The album titles reflect this connection and distinction. "Obrigado" means "thank you" in Portuguese, and "saudade," explained Pierce, translates roughly to "somewhere between nostalgia or lovesickness, homesickness--it's some sort of sickness without any subject matter attached, without the home or the love part." "Bem-vinda vontade," on the other hand, translates to "welcome will," as in opening the front door to willpower and inviting it in for coffee. While Obrigado Saudade embraces ennui, Bem-Vinda Vontade embraces something more optimistic and steadfast.
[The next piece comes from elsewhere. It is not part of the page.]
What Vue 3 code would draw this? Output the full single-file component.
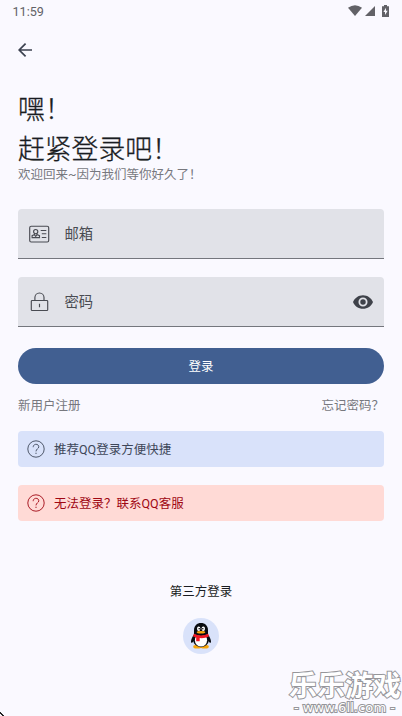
<script setup>
const notices = [
  { kind: 'info', text: '推荐QQ登录方便快捷' },
  { kind: 'error', text: '无法登录？联系QQ客服' },
]
</script>

<template>
  <main class="screen">
    <header class="status">
      <span>11:59</span>
      <div class="status-icons">
        <svg width="14" height="11" viewBox="0 0 14 11"><path d="M0 2.800Q7-2.300 14 2.800L7 11Z" /></svg>
        <svg class="signal" width="10" height="10" viewBox="0 0 10 10"><path d="M10 0V10H0Z" /></svg>
        <svg class="battery" width="7" height="12" viewBox="0 0 7 12"><path d="M2 0h3v1.200h2V12H0V1.200h2z" /><path d="M4 2.700 1.400 7H3v3l2.700-4.300H4z" fill="#faf9ff" /></svg>
      </div>
    </header>
    <nav class="nav">
      <svg width="14" height="14" viewBox="0 0 14 14" fill="none" stroke="#3c4250" stroke-width="1.7"><path d="M14 7H1.500M7.600.6 1.200 7l6.400 6.400" /></svg>
    </nav>
    <h1>嘿！<br>赶紧登录吧！</h1>
    <p class="subtitle">欢迎回来~因为我们等你好久了！</p>

    <div class="field">
      <svg class="lead" width="22" height="20" viewBox="0 0 22 20" fill="none" stroke="#494b52" stroke-width="1.150">
        <rect x="1.700" y="2.200" width="19" height="15.800" rx="1.500" />
        <circle cx="7.700" cy="7.600" r="2.100" />
        <path d="M6.600 9.300v1.200l-2.500 1.200v1.900h7.400v-1.900L8.900 10.500V9.300M6.300 10.700l1.400 1.700 1.400-1.700M12.700 6.500h5.600M13.800 9.700h4.500M13.800 13.500h4.500" />
      </svg>
      <span class="label">邮箱</span>
    </div>
    <div class="field">
      <svg class="lead" width="22" height="20" viewBox="0 0 22 20" fill="none" stroke="#494b52" stroke-width="1.150">
        <rect x="3.300" y="8.500" width="16.400" height="10" rx=".8" />
        <path d="M6.900 8.500V5.500a4.550 4.550 0 0 1 9.100 0v3M11.500 11.700v3.500" />
      </svg>
      <span class="label">密码</span>
      <svg class="eye" width="20" height="14" viewBox="0 0 22 15"><path fill="#3f424a" fill-rule="evenodd" d="M11 0C6 0 1.730 3.110 0 7.500 1.730 11.890 6 15 11 15s9.270-3.110 11-7.500C20.270 3.110 16 0 11 0Zm0 12.500a5 5 0 1 1 0-10 5 5 0 0 1 0 10Zm0-8a3 3 0 1 0 0 6 3 3 0 0 0 0-6Z" /></svg>
    </div>

    <button class="login">登录</button>
    <div class="links"><span>新用户注册</span><span>忘记密码？</span></div>

    <div v-for="n in notices" :key="n.kind" class="notice" :class="n.kind">
      <svg width="18" height="18" viewBox="0 0 18 18" fill="none" stroke="currentColor" stroke-width=".9">
        <circle cx="9" cy="9" r="8.200" />
        <path d="M6.200 7.200C6.200 3.300 11.800 3.500 11.800 6.800C11.800 8.800 9 8.900 9 11.400M9 12.700v1.300" />
      </svg>
      <span class="notice-text">{{ n.text }}</span>
    </div>

    <section class="third">
      <span>第三方登录</span>
      <div class="qq">
        <svg width="20" height="26" viewBox="0 0 20 26">
          <ellipse cx="6.300" cy="23.700" rx="4.100" ry="1.900" fill="#f9a60a" />
          <ellipse cx="13.700" cy="23.700" rx="4.100" ry="1.900" fill="#f9a60a" />
          <path d="M3.100 11.500C1.200 14 0 16.500 0 18.500c0 2 1 1.600 2.500-.3l15 0c1.500 1.900 2.500 2.300 2.500.3 0-2-1.200-4.500-3.100-7Z" fill="#080b10" />
          <ellipse cx="10" cy="17" rx="7.800" ry="7.200" fill="#080b10" />
          <ellipse cx="10" cy="17.200" rx="6.100" ry="6.300" fill="#fff" />
          <path d="M3 11V7.200C3 2.700 6 0 10 0s7 2.700 7 7.200V11Q10 15 3 11Z" fill="#080b10" />
          <ellipse cx="7.700" cy="5.700" rx="1.700" ry="2.300" fill="#fff" />
          <ellipse cx="12.300" cy="5.700" rx="1.700" ry="2.300" fill="#fff" />
          <circle cx="8.200" cy="5.800" r=".8" /><circle cx="11.800" cy="5.800" r=".8" />
          <ellipse cx="10" cy="9.300" rx="4.300" ry="1.300" fill="#f9a60a" />
          <path d="M2.800 10.800Q10 14.200 17.200 10.800l.7 2.700Q13 15.800 8.700 15.100V18.200H5.200V14.600L2.100 13.400Z" fill="#ee1722" />
        </svg>
      </div>
    </section>

    <aside class="watermark">
      <div class="mark">乐乐游戏</div>
      <div class="site"><span>-</span><span>www.6ll.com</span><span>-</span></div>
    </aside>
    <svg class="corner" width="4" height="4" viewBox="0 0 4 4"><path d="M0 0h1v1h1v1h1v1h1v1H2V3H1V2H0Z" fill="#222" /></svg>
  </main>
</template>

<style>
body { margin: 0; background: #faf9ff; }
</style>

<style scoped>
.screen {
  position: relative;
  box-sizing: border-box;
  width: 402px;
  height: 716px;
  padding: 0 18px;
  overflow: hidden;
  background: #faf9ff;
  color: #191c22;
  font-family: Roboto, "Noto Sans CJK SC", sans-serif;
  font-size: 12.5px;
}
svg { display: block; flex: none; }
.status {
  display: flex;
  justify-content: space-between;
  align-items: center;
  height: 22px;
  margin: 0 -6px 0 -5.5px;
  color: #626267;
  fill: #626267;
  font-size: 12.6px;
}
.status-icons { display: flex; align-items: center; height: 20px; margin: 0 1px 1px 0; }
.signal { margin-left: 3px; }
.battery { margin-left: 7px; }
.nav { display: flex; align-items: center; height: 56px; }
h1 {
  margin: 12px 0 0;
  font-size: 26.8px;
  line-height: 40px;
  font-weight: 300;
  -webkit-text-stroke: 0.3px currentColor;
}
.subtitle { margin: -4px 0 0; line-height: 18px; color: #77787e; }
.field {
  display: flex;
  align-items: center;
  box-sizing: border-box;
  height: 50px;
  margin-top: 18px;
  padding: 0 11px 0 10px;
  border-bottom: 1px solid #74767d;
  border-radius: 4px 4px 0 0;
  background: #e1e2e8;
}
.subtitle + .field { margin-top: 25px; }
.label { margin-left: 14.5px; font-size: 14.3px; line-height: 20px; color: #494b52; }
.eye { margin-left: auto; }
.login {
  display: block;
  width: 100%;
  height: 36px;
  margin: 21px 0 0;
  padding: 0 0 2px;
  border: 0;
  border-radius: 18px;
  background: #415f91;
  color: #fff;
  font: inherit;
}
.links {
  display: flex;
  justify-content: space-between;
  margin: 13px 0 16px;
  line-height: 18px;
  color: #77787e;
}
.notice {
  display: flex;
  align-items: center;
  gap: 9px;
  height: 36px;
  margin-bottom: 18px;
  padding-left: 9px;
  border-radius: 4px;
}
.notice-text { padding-bottom: 2px; }
.info { background: #d9e2fa; color: #3e4759; }
.error { background: #ffdad6; color: #a00713; }
.third {
  display: flex;
  flex-direction: column;
  align-items: center;
  margin-top: 62px;
  line-height: 18px;
}
.qq {
  display: flex;
  align-items: center;
  justify-content: center;
  width: 36px;
  height: 36px;
  margin-top: 17px;
  border-radius: 50%;
  background: #d9e2fa;
}
.watermark {
  position: absolute;
  right: 0;
  bottom: 1px;
  width: 113px;
  color: #fff;
  -webkit-text-stroke: 2px #96969b;
  paint-order: stroke fill;
}
.mark { font: 700 28px/31px "Noto Sans CJK SC", sans-serif; white-space: nowrap; }
.site {
  display: flex;
  justify-content: space-between;
  padding: 0 7px 0 5px;
  font: 400 13px/15px "DejaVu Sans", sans-serif;
  letter-spacing: 0.1px;
  -webkit-text-stroke-width: 2px;
}
.corner { position: absolute; left: 0; bottom: 0; }
</style>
Musically, this is expressed through the warm acoustic drums that are always shuffling away in the background. It's in the way the cave-like piano in "Passing and Galloping" shifts into distorted electric guitars, and in the elfin voice of Kristina Anna in "The Boat Room." It's in the vibraphones--the sound they emit is light, but the melody they play, like the drum rhythms, grounds the songs as the other instruments float in and out.

Mice Parade's current sound is due to the mostly acoustic instruments it uses, and the fact that the band is no longer just a solo project. "It's eight people now," said Pierce, "and when we get together, it really comes alive. It's not brought to life until everyone plays it, I think. There's a lot of input. I try to get as much input from everyone as possible."

Like an anagram, Pierce begins with some people, a variety of acoustic instruments, several different musical styles, and rearranges them to form something new.